### Supplied material:

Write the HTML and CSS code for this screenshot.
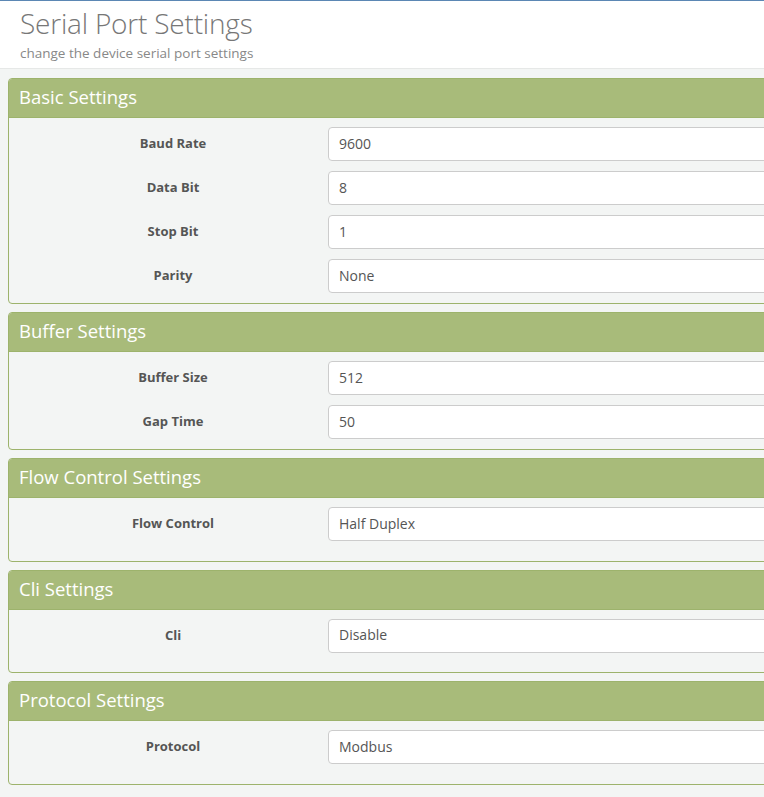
FILE: index.html
```html
<!DOCTYPE html>
<html lang="en">
<head>
  <meta charset="UTF-8">
  <meta name="viewport" content="width=device-width, initial-scale=1.0">
  <title>Serial Port Settings</title>
  <link rel="stylesheet" href="styles.css">
</head>
<body>
  <div class="page-header">
    <h1>Serial Port Settings</h1>
    <p class="sub">change the device serial port settings</p>
  </div>

  <div class="content">
    <div class="panel">
      <div class="panel-heading">Basic Settings</div>
      <div class="panel-body">
        <div class="form-group">
          <label>Baud Rate</label>
          <select><option>9600</option></select>
        </div>
        <div class="form-group">
          <label>Data Bit</label>
          <select><option>8</option></select>
        </div>
        <div class="form-group">
          <label>Stop Bit</label>
          <select><option>1</option></select>
        </div>
        <div class="form-group">
          <label>Parity</label>
          <select><option>None</option></select>
        </div>
      </div>
    </div>

    <div class="panel">
      <div class="panel-heading">Buffer Settings</div>
      <div class="panel-body">
        <div class="form-group">
          <label>Buffer Size</label>
          <input type="text" value="512" />
        </div>
        <div class="form-group">
          <label>Gap Time</label>
          <input type="text" value="50" />
        </div>
      </div>
    </div>

    <div class="panel">
      <div class="panel-heading">Flow Control Settings</div>
      <div class="panel-body">
        <div class="form-group">
          <label>Flow Control</label>
          <select><option>Half Duplex</option></select>
        </div>
      </div>
    </div>

    <div class="panel">
      <div class="panel-heading">Cli Settings</div>
      <div class="panel-body">
        <div class="form-group">
          <label>Cli</label>
          <select><option>Disable</option></select>
        </div>
      </div>
    </div>

    <div class="panel">
      <div class="panel-heading">Protocol Settings</div>
      <div class="panel-body">
        <div class="form-group">
          <label>Protocol</label>
          <select><option>Modbus</option></select>
        </div>
      </div>
    </div>
  </div>
</body>
</html>
```

FILE: styles.css
```css
html, body {
  overflow-x: hidden;
}

body {
  margin: 0;
  font-family: "Open Sans", "Noto Sans", Arial, sans-serif;
  background: #f3f5f4;
  border-top: 1px solid #5b87b4;
  color: #555;
}

.page-header {
  background: #fff;
  border-bottom: 1px solid #e6e8e7;
  padding: 4px 20px 6px;
  height: 57px;
}

.page-header h1 {
  margin: 0;
  font-size: 28px;
  font-weight: 300;
  color: #777;
  line-height: 36px;
  letter-spacing: -0.2px;
}

.page-header .sub {
  margin: 3px 0 0;
  font-size: 13.5px;
  color: #888;
  line-height: 18px;
}

.content {
  padding: 9px 0 0 8px;
}

.panel {
  width: 900px;
  border: 1px solid #9db36c;
  border-radius: 4px;
  margin-bottom: 8px;
  background: #f3f5f4;
  overflow: hidden;
}

.panel-heading {
  background: #a8bb7a;
  color: #fff;
  font-size: 18.5px;
  height: 38px;
  line-height: 36px;
  padding: 0 10px;
  border-bottom: 1px solid #9db36c;
}

.panel-body {
  padding: 9px 0 10px 9px;
  min-height: 43.5px;
}

.form-group {
  display: flex;
  align-items: center;
  margin-bottom: 10px;
}

.form-group:last-child {
  margin-bottom: 0;
}

.form-group label {
  width: 310px;
  text-align: center;
  font-weight: bold;
  font-size: 13px;
  line-height: 16px;
  padding-bottom: 2px;
  color: #555;
}

.form-group input,
.form-group select {
  flex: 1;
  height: 34px;
  box-sizing: border-box;
  border: 1px solid #ccc;
  border-radius: 4px;
  background: #fff;
  padding: 0 10px 2px;
  font-family: inherit;
  font-size: 14px;
  color: #555;
  appearance: none;
  -webkit-appearance: none;
  outline: none;
}
```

### Exercise:
Leave out the pictures and output the rest of the material exactly as written.

### Reply to the exercise:
Write the HTML and CSS code for this screenshot.
FILE: index.html
```html
<!DOCTYPE html>
<html lang="en">
<head>
  <meta charset="UTF-8">
  <meta name="viewport" content="width=device-width, initial-scale=1.0">
  <title>Serial Port Settings</title>
  <link rel="stylesheet" href="styles.css">
</head>
<body>
  <div class="page-header">
    <h1>Serial Port Settings</h1>
    <p class="sub">change the device serial port settings</p>
  </div>

  <div class="content">
    <div class="panel">
      <div class="panel-heading">Basic Settings</div>
      <div class="panel-body">
        <div class="form-group">
          <label>Baud Rate</label>
          <select><option>9600</option></select>
        </div>
        <div class="form-group">
          <label>Data Bit</label>
          <select><option>8</option></select>
        </div>
        <div class="form-group">
          <label>Stop Bit</label>
          <select><option>1</option></select>
        </div>
        <div class="form-group">
          <label>Parity</label>
          <select><option>None</option></select>
        </div>
      </div>
    </div>

    <div class="panel">
      <div class="panel-heading">Buffer Settings</div>
      <div class="panel-body">
        <div class="form-group">
          <label>Buffer Size</label>
          <input type="text" value="512" />
        </div>
        <div class="form-group">
          <label>Gap Time</label>
          <input type="text" value="50" />
        </div>
      </div>
    </div>

    <div class="panel">
      <div class="panel-heading">Flow Control Settings</div>
      <div class="panel-body">
        <div class="form-group">
          <label>Flow Control</label>
          <select><option>Half Duplex</option></select>
        </div>
      </div>
    </div>

    <div class="panel">
      <div class="panel-heading">Cli Settings</div>
      <div class="panel-body">
        <div class="form-group">
          <label>Cli</label>
          <select><option>Disable</option></select>
        </div>
      </div>
    </div>

    <div class="panel">
      <div class="panel-heading">Protocol Settings</div>
      <div class="panel-body">
        <div class="form-group">
          <label>Protocol</label>
          <select><option>Modbus</option></select>
        </div>
      </div>
    </div>
  </div>
</body>
</html>
```

FILE: styles.css
```css
html, body {
  overflow-x: hidden;
}

body {
  margin: 0;
  font-family: "Open Sans", "Noto Sans", Arial, sans-serif;
  background: #f3f5f4;
  border-top: 1px solid #5b87b4;
  color: #555;
}

.page-header {
  background: #fff;
  border-bottom: 1px solid #e6e8e7;
  padding: 4px 20px 6px;
  height: 57px;
}

.page-header h1 {
  margin: 0;
  font-size: 28px;
  font-weight: 300;
  color: #777;
  line-height: 36px;
  letter-spacing: -0.2px;
}

.page-header .sub {
  margin: 3px 0 0;
  font-size: 13.5px;
  color: #888;
  line-height: 18px;
}

.content {
  padding: 9px 0 0 8px;
}

.panel {
  width: 900px;
  border: 1px solid #9db36c;
  border-radius: 4px;
  margin-bottom: 8px;
  background: #f3f5f4;
  overflow: hidden;
}

.panel-heading {
  background: #a8bb7a;
  color: #fff;
  font-size: 18.5px;
  height: 38px;
  line-height: 36px;
  padding: 0 10px;
  border-bottom: 1px solid #9db36c;
}

.panel-body {
  padding: 9px 0 10px 9px;
  min-height: 43.5px;
}

.form-group {
  display: flex;
  align-items: center;
  margin-bottom: 10px;
}

.form-group:last-child {
  margin-bottom: 0;
}

.form-group label {
  width: 310px;
  text-align: center;
  font-weight: bold;
  font-size: 13px;
  line-height: 16px;
  padding-bottom: 2px;
  color: #555;
}

.form-group input,
.form-group select {
  flex: 1;
  height: 34px;
  box-sizing: border-box;
  border: 1px solid #ccc;
  border-radius: 4px;
  background: #fff;
  padding: 0 10px 2px;
  font-family: inherit;
  font-size: 14px;
  color: #555;
  appearance: none;
  -webkit-appearance: none;
  outline: none;
}
```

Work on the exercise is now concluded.